In any case, attempts to CODify each and every game in quest of the big bucks is pretty obviously misguided. COD fans are not just going to to hop on every passing game that attempts to replicate that particular experience because of the very fact that the other devs are attempting to exploit: loyalty to the established brand, and the established community that goes with it. You know, that brand that they built up over time by NOT making drastic variations to the gameplay formula. That’s why COD is a big brand. It did not assume that everyone who liked Random Action Adventure 1 is now “in the bag” as it were, and under some obligation to continue supporting the series by buying RAA 2: This Time It’s Personal, no matter how much of what they liked about it in the first place gets tossed out to make room for appeals to the Wider Audience. You do not own “your fans”, so what happens with some frequency in these cases is you lose the old audience along with failing to steal the COD masses. And while having an audience is not a zero sum game, there is no way everyone gets to share those hypothetical mainstream hordes. There is not enough time and money for an unlimited number of Blockbusting Megasellers.

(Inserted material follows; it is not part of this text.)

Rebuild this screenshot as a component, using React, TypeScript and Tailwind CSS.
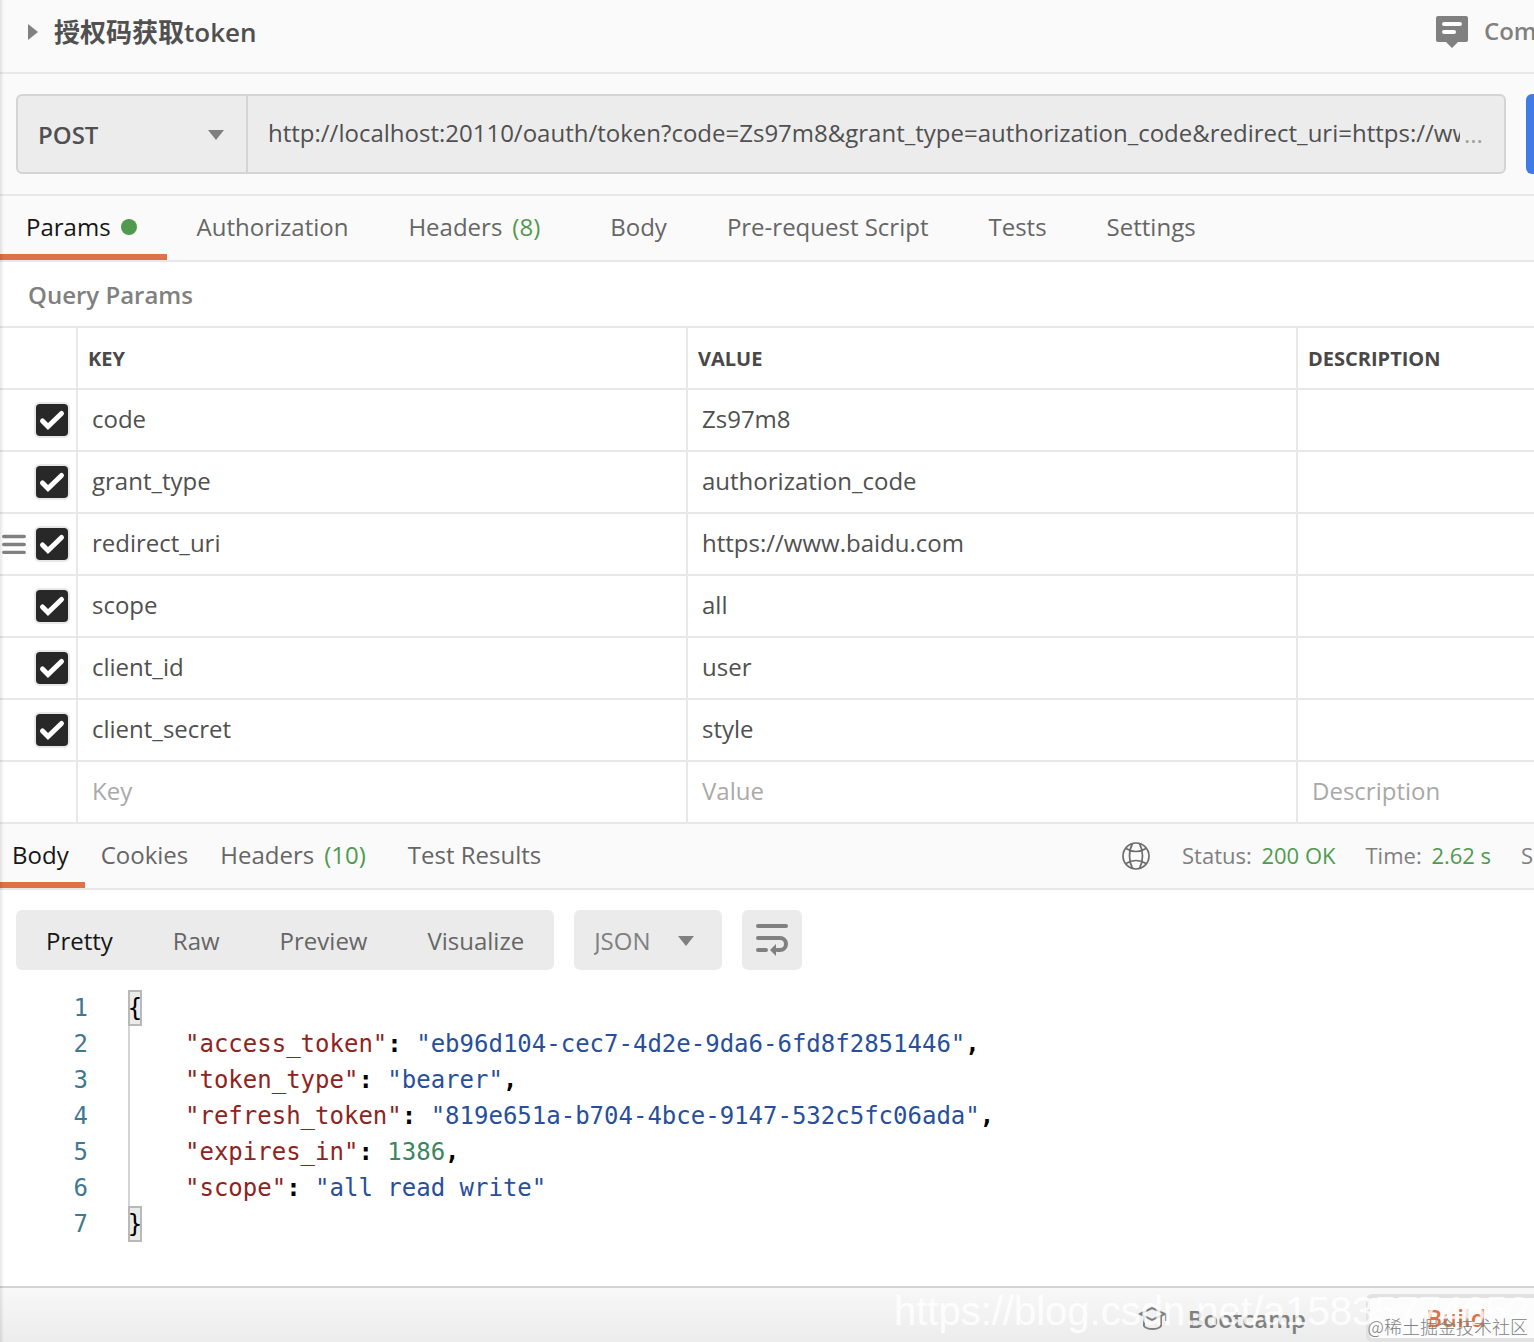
import { useState } from 'react';
import type { ReactNode } from 'react';

const params = [
  { key: 'code', value: 'Zs97m8' },
  { key: 'grant_type', value: 'authorization_code' },
  { key: 'redirect_uri', value: 'https://www.baidu.com', hovered: true },
  { key: 'scope', value: 'all' },
  { key: 'client_id', value: 'user' },
  { key: 'client_secret', value: 'style' },
];

const requestTabs = [
  { label: 'Authorization' },
  { label: 'Headers', count: 8 },
  { label: 'Body' },
  { label: 'Pre-request Script' },
  { label: 'Tests' },
  { label: 'Settings' },
];

const responseLines = [
  { key: 'access_token', value: '"eb96d104-cec7-4d2e-9da6-6fd8f2851446"', comma: true },
  { key: 'token_type', value: '"bearer"', comma: true },
  { key: 'refresh_token', value: '"819e651a-b704-4bce-9147-532c5fc06ada"', comma: true },
  { key: 'expires_in', value: '1386', comma: true, isNumber: true },
  { key: 'scope', value: '"all read write"' },
];

const CaretDown = ({ className }: { className: string }) => (
  <svg className={className} width="16" height="10" viewBox="0 0 16 10" fill="#808080" aria-hidden="true">
    <path d="M0 0h16L8 10z" />
  </svg>
);

const CommentIcon = () => (
  <svg width="32" height="32" viewBox="0 0 32 32" aria-hidden="true">
    <path d="M2 0h28a2 2 0 0 1 2 2v22a2 2 0 0 1-2 2h-8l-6 6-6-6H2a2 2 0 0 1-2-2V2a2 2 0 0 1 2-2z" fill="#808080" />
    <path d="M8 8h16M8 16h10" stroke="#fff" strokeWidth="4" strokeLinecap="round" />
  </svg>
);

const GlobeIcon = () => (
  <svg width="28" height="28" viewBox="0 0 28 28" fill="none" stroke="#6c6c6c" strokeWidth="1.7" aria-hidden="true">
    <circle cx="14" cy="14" r="13" />
    <path d="M10.500 1.500C6.500 9 6.500 19 10.500 26.500M17.500 1.500c4 7.500 4 17.500 0 25M4 6.500c6 4 14 4 20 0M4 21.500c6-4 14-4 20 0" />
  </svg>
);

const WrapIcon = () => (
  <svg width="32" height="32" viewBox="0 0 32 32" fill="none" stroke="#808080" strokeWidth="4" strokeLinecap="round" aria-hidden="true">
    <path d="M2 2h28M2 14h22a6 6 0 0 1 0 12h-3M2 26h8" />
    <path d="M20 20v12l-6-6z" fill="#808080" stroke="none" />
  </svg>
);

const DragHandle = () => (
  <svg width="24" height="20" viewBox="0 0 24 20" stroke="#808080" strokeWidth="3.300" strokeLinecap="round" aria-hidden="true">
    <path d="M1.700 2.500h20.600M1.700 10.500h20.600M1.700 18.300h20.600" />
  </svg>
);

const CapIcon = () => (
  <svg width="30" height="24" viewBox="0 0 30 24" fill="none" stroke="#808080" strokeWidth="2" aria-hidden="true">
    <path d="M2 7l12-6 13 6-13 6zM6 9v10c3 4 14 4 17 0V9M28 7v7" />
  </svg>
);

interface CheckBoxProps {
  label: string;
}

const CheckBox = ({ label }: CheckBoxProps) => {
  const [checked, setChecked] = useState(true);
  return (
    <label className="relative block h-8 w-8">
      <input
        type="checkbox"
        aria-label={label}
        checked={checked}
        onChange={() => setChecked(!checked)}
        className="block h-8 w-8 appearance-none rounded-sm bg-white ring-2 ring-[#e8e8e8] checked:bg-[#282828]"
      />
      {checked && (
        <svg className="pointer-events-none absolute inset-0" width="32" height="32" viewBox="0 0 32 32" fill="none" stroke="#fff" strokeWidth="5" strokeLinecap="round" aria-hidden="true">
          <path d="M6.500 17l5.500 5.500L25.500 9.500" />
        </svg>
      )}
    </label>
  );
};

interface TabProps {
  children: ReactNode;
  active?: boolean;
  className: string;
}

const Tab = ({ children, active, className }: TabProps) => (
  <button
    type="button"
    className={`flex h-16 shrink-0 items-center whitespace-nowrap border-b-6 pt-1 ${active ? 'border-[#dc7247] text-[#161616]' : 'border-transparent text-[#666]'} ${className}`}
  >
    {children}
  </button>
);

const CodeRow = ({ line, children }: { line: number; children: ReactNode }) => (
  <div className="flex h-9 whitespace-pre leading-9">
    <span className="w-22 shrink-0 text-right text-[#3f7891]">{line}</span>
    <div className="ml-10 flex">{children}</div>
  </div>
);

const Brace = ({ children }: { children: string }) => (
  <span className="flex w-[14px] justify-center border-2 border-[#b9b9b9] bg-[#eaecea] leading-8 text-black">{children}</span>
);

const cell = 'h-[62px] border-b-2 border-l-2 border-[#e8e8e8] pb-[2px] pl-[14px]';

const App = () => {
  return (
    <div className="relative flex min-h-screen flex-col overflow-hidden bg-white font-['Open_Sans','Noto_Sans_CJK_SC',sans-serif] text-2xl leading-8 text-[#505050]">
      <div className="pointer-events-none absolute inset-y-0 left-0 z-10 w-1 bg-linear-to-r from-black/10 to-transparent" />

      <header className="flex h-[74px] items-center justify-between border-b-2 border-[#e8e8e8] bg-[#fafafa] pb-2 pl-7">
        <div className="flex items-center gap-4">
          <svg width="10" height="16" viewBox="0 0 10 16" fill="#808080" aria-hidden="true">
            <path d="M0 0l10 8-10 8z" />
          </svg>
          <h1 className="whitespace-nowrap text-[26px] font-semibold">授权码获取token</h1>
        </div>
        <button type="button" className="flex w-[98px] shrink-0 items-center gap-4 overflow-hidden font-semibold text-[#808080]">
          <span className="shrink-0">
            <CommentIcon />
          </span>
          <span className="pb-[2px]">Comments</span>
        </button>
      </header>

      <div className="flex h-[122px] items-center border-b-2 border-[#e8e8e8] bg-[#fafafa] pl-4">
        <div className="flex h-20 min-w-0 flex-1 rounded-md border-2 border-[#d4d4d4] bg-[#ececec]">
          <div className="relative w-[230px] shrink-0 border-r-2 border-[#d4d4d4]">
            <select aria-label="Method" defaultValue="POST" className="h-full w-full appearance-none bg-transparent pl-5 pt-[2px] font-semibold">
              <option>POST</option>
              <option>GET</option>
            </select>
            <CaretDown className="pointer-events-none absolute right-[22px] top-[34px]" />
          </div>
          <input
            aria-label="Request URL"
            className="min-w-0 flex-1 bg-transparent pb-[2px] pl-5"
            defaultValue="http://localhost:20110/oauth/token?code=Zs97m8&grant_type=authorization_code&redirect_uri=https://www.baidu.com&scope=all"
          />
          <span className="flex w-11 items-center pl-1 text-[#a0a0a0]">...</span>
        </div>
        <button type="button" aria-label="Send" className="ml-5 h-20 w-2 rounded-l-md bg-[#3f7ce8]" />
      </div>

      <nav className="flex h-[66px] items-start border-b-2 border-[#e8e8e8] bg-[#fafafa]">
        <Tab active className="pl-[26px] pr-[30px]">
          Params
          <span className="ml-[10px] h-4 w-4 rounded-full bg-[#4f9a4f]" />
        </Tab>
        {requestTabs.map((tab) => (
          <Tab key={tab.label} className={tab.count ? 'pl-[30px] pr-10' : 'px-[30px]'}>
            {tab.label}
            {tab.count && <span className="ml-[10px] text-[#4f9a4f]">({tab.count})</span>}
          </Tab>
        ))}
      </nav>

      <h2 className="flex h-16 items-center pl-7 pt-[2px] font-semibold text-[#808080]">Query Params</h2>

      <table className="w-full table-fixed border-separate border-spacing-0 border-t-2 border-[#e8e8e8] text-left">
        <colgroup>
          <col className="w-[76px]" />
          <col className="w-[610px]" />
          <col className="w-[610px]" />
          <col />
        </colgroup>
        <thead>
          <tr className="text-xl text-[#484848]">
            <th aria-label="Enabled" className="h-[62px] border-b-2 border-[#e8e8e8]" />
            <th className="border-b-2 border-l-2 border-[#e8e8e8] pl-[10px] pt-[2px] font-bold">KEY</th>
            <th className="border-b-2 border-l-2 border-[#e8e8e8] pl-[10px] pt-[2px] font-bold">VALUE</th>
            <th className="border-b-2 border-l-2 border-[#e8e8e8] pl-[10px] pt-[2px] font-bold">DESCRIPTION</th>
          </tr>
        </thead>
        <tbody>
          {params.map((param) => (
            <tr key={param.key}>
              <td className="border-b-2 border-[#e8e8e8]">
                <div className="flex items-center justify-end gap-[10px] pr-2">
                  {param.hovered && <DragHandle />}
                  <CheckBox label={param.key} />
                </div>
              </td>
              <td className={cell}>{param.key}</td>
              <td className={cell}>{param.value}</td>
              <td className={cell} />
            </tr>
          ))}
          <tr>
            <td className="border-b-2 border-[#e8e8e8]" />
            {['Key', 'Value', 'Description'].map((name) => (
              <td key={name} className={cell}>
                <input aria-label={name} placeholder={name} className="w-full bg-transparent placeholder:text-[#a9a9a9]" />
              </td>
            ))}
          </tr>
        </tbody>
      </table>

      <div className="flex h-[66px] justify-between border-b-2 border-[#e8e8e8] bg-[#fafafa]">
        <nav className="flex items-start">
          <Tab active className="pl-3 pr-4">Body</Tab>
          <Tab className="px-4">Cookies</Tab>
          <Tab className="pl-4 pr-5">
            Headers <span className="ml-[10px] text-[#4f9a4f]">(10)</span>
          </Tab>
          <Tab className="px-[22px]">Test Results</Tab>
        </nav>
        <div className="flex w-[412px] shrink-0 items-center overflow-hidden whitespace-nowrap text-[22px] text-[#808080]">
          <span className="mr-8 shrink-0">
            <GlobeIcon />
          </span>
          <span className="mr-[30px] pb-[2px]">
            Status: <span className="ml-1 text-[#4f9a4f]">200 OK</span>
          </span>
          <span className="mr-[30px] pb-[2px]">
            Time: <span className="ml-1 text-[#4f9a4f]">2.62 s</span>
          </span>
          <span className="pb-[2px]">Size:</span>
        </div>
      </div>

      <div className="flex gap-5 px-4 pt-5 text-[#666]">
        <div className="flex h-[60px] items-center gap-[60px] rounded-md bg-[#ebebeb] px-[30px] pt-[2px]">
          <button type="button" className="text-[#161616]">Pretty</button>
          <button type="button">Raw</button>
          <button type="button">Preview</button>
          <button type="button">Visualize</button>
        </div>
        <div className="relative h-[60px] w-[148px]">
          <select aria-label="Format" defaultValue="JSON" className="h-full w-full appearance-none rounded-md bg-[#ebebeb] pl-5 pt-[2px] text-[#808080]">
            <option>JSON</option>
            <option>XML</option>
          </select>
          <CaretDown className="pointer-events-none absolute right-7 top-[26px]" />
        </div>
        <button type="button" aria-label="Wrap lines" className="flex h-[60px] w-[60px] items-center justify-center rounded-md bg-[#ebebeb]">
          <WrapIcon />
        </button>
      </div>

      <div className="flex-1 pt-5 font-['DejaVu_Sans_Mono',monospace] text-2xl text-black">
        <CodeRow line={1}>
          <Brace>{'{'}</Brace>
        </CodeRow>
        {responseLines.map((item, index) => (
          <CodeRow key={item.key} line={index + 2}>
            <span className="border-l-2 border-[#d3d3d3] pl-[55px] text-[#8f2320]">"{item.key}"</span>
            <span className="font-bold">: </span>
            <span className={item.isNumber ? 'text-[#3c8560]' : 'text-[#284f9c]'}>{item.value}</span>
            {item.comma && <span className="font-bold">,</span>}
          </CodeRow>
        ))}
        <CodeRow line={7}>
          <Brace>{'}'}</Brace>
        </CodeRow>
      </div>

      <footer className="relative flex h-14 items-start justify-end overflow-hidden border-t-2 border-[#d3d3d3] bg-linear-to-b from-[#f8f8f8] to-[#ececec]">
        <button type="button" className="mr-[60px] mt-[15px] flex items-center gap-5 font-semibold text-[#808080]">
          <CapIcon />
          Bootcamp
        </button>
        <button type="button" className="mt-[6px] h-12 w-[168px] rounded-l-md border-4 border-r-0 border-[#e2e2e2] bg-[#fcfcfc] pl-2 font-semibold text-[#dc7247]">
          Build
        </button>
        <span className="absolute right-1 top-0 whitespace-nowrap font-['Liberation_Sans',sans-serif] text-[40px] leading-[46px] text-white/80">
          https://blog.csdn.net/a15835774652
        </span>
        <span className="absolute bottom-0 right-[6px] whitespace-nowrap font-['Noto_Sans_CJK_SC',sans-serif] text-lg font-light leading-8 text-[#808080]">
          @稀土掘金技术社区
        </span>
      </footer>
    </div>
  );
};

export default App;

So clearly there is wisdom in not trying to cater for an audience of everybody by diluting what makes a game special. But that still leaves the problem of recouping costs and making a profit (unless you are a True Artist… hah!) So what’s the solution here? I wish I knew. Should game developers make a bigger effort at slashing the costs? Hmmm…. A major portion of the increased expenses seems to come out of the photorealism arms race that the industry has been engaged in. While I guess the high-minded ludophile opinion would be to denounce such worldly frippery and gilding as unnecessary to pure gaming goodness, there is the matter of immersion. I mean, I don’t really care how delightfully The Latest Indie Sensation references Horace Goes Skiing (look it up if you must) if I feel like entering an alternative universe. And the thing is, immersion works by contrast. I recall the original Thief being quite immersive back in the day, so that I played it despite how sick the 3D was making me. And now it looks… well, pretty crummy really. This is not because my eyes have evolved, it’s because of the stuff that we now have to compare it with. So it really is an arms race. You have to keep up or look pretty crummy.

‘Tis a vexing conundrum.

Phil Hornshaw

On April 8, 2014 at 9:23 am

@T. Jetfuel

Tech definitely has to be part of the story, but at the same time, there are great-looking games out there that also don’t seem to have broken their studios’ budgets (or at least, I don’t think they did). For example, Outlast looks pretty great, as does Slender: The Arrival or Haunt. It seems more and more possible to do great-looking games for less and less money. They might not be show-stoppers like Crysis, but at the same time, I think the belief that all games need to push graphical fidelity really hard in triple-A is also a bit of a fallacy. If we look at CoD, for example — it’s been basically the same engine for the entire run of the series.

But that’s just another part of it. Graphics seem to be a big money suck and there’s the chicken-and-egg question — is that what players WANT or what developers THINK they want? Probably a little of both, although I’m pretty certain most players are willing to sacrifice some fidelity if it means that not every franchise will be on the brink of collapse with each new iteration.

Anyway. Definitely an interesting aspect of the whole situation and a pretty nuanced discussion. I really do think there’s wisdom in suggesting that publishers go for variety in their projects, though — spreading out funding among smaller, profitable niche titles as well as a few big-budget hit-makers.